Reaching audiences engaging with TV mostly via video on demand (VOD) means that brands have to rethink their entire approach to TV advertising. They must account for changing viewership habits in order to reach the same audience they once found through linear TV – including addressable TV channels, which includes connected TV (CTV), as a central element to any TV campaign. However, it’s not merely a straightforward replacement. There are additional advantages to addressable TV advertising over and above traditional linear. It allows for targeted advertising tied to identity: therefore enabling laser-sharp focus on a rewarding audience segment and improving ROI. However, this is only possible when addressable TV is treated as a distinct digital channel.

The case for CTV

I mostly rely on VOD rather than broadcast channels for TV, and I notice that the CTV ads pushed to me have often little or no relevance to my lifestyle – like dog food ads, when I have a cat. This is exactly like ‘normal’ TV – and it means those advertisers are not leveraging the customer segmentation capabilities of CTV – they are merely using demographic data or contextual data on the shows I watch rather than using an informed profile to ensure the ads that reach me are relevant and likely to resonate with me. This is crucial: many marketers are under-utilizing and unaware of the vast amount of data that can also be applied to CTV campaigns. This means they are not making the most of the full inventory of data that can help spend to drive results.

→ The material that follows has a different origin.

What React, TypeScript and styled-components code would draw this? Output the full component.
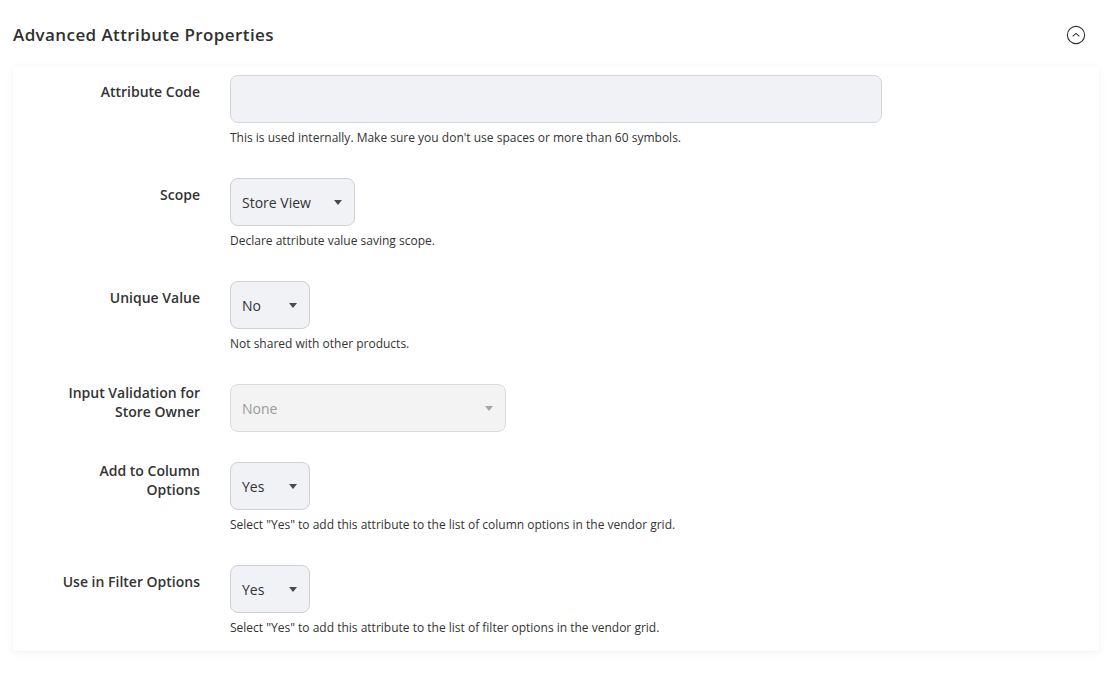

Traditional linear TV is great for scale, but there is a challenge in that marketers have difficulty segmenting out audiences or learning about the impact on the viewer and their actions. Relying on demographical data and context might tell us that a certain sports event has a certain audience type, but does not account for the individual variety and therefore excludes potentially rewarding audience segments.  In addition, attribution to a certain measurable action is challenging. This is where CTV steps in: its enhancement of measurement on a TV campaign can make placements more actionable for marketers.

Data-driven opportunities

With CTV, Smart TV represents a real person or household. With that signal, advertisers can learn more about who they deliver an ad to and – if they have the right data set – can learn what that identity does after viewing the ad. Our recent campaign with the Department of Culture and Tourism for Abu Dhabi targeted US customers who had shown interest in Abu Dhabi. We were able to target carefully selected audiences on premium CTV inventory at the travel decision point, creating awareness about Abu Dhabi as a cultural destination in the Middle East, while at the same time increasing booking numbers. Delivering these audiences within the purview of our analytics meant we were able to quantify identities and measure this impact, demonstrating the bottom-line impact of the campaign on results. Through CTV, we were able to effectively target and also to understand the audience via a measurable picture of a viewer’s behaviour before and after seeing the ad, built using a data ecosystem that combines data points to understand individual people.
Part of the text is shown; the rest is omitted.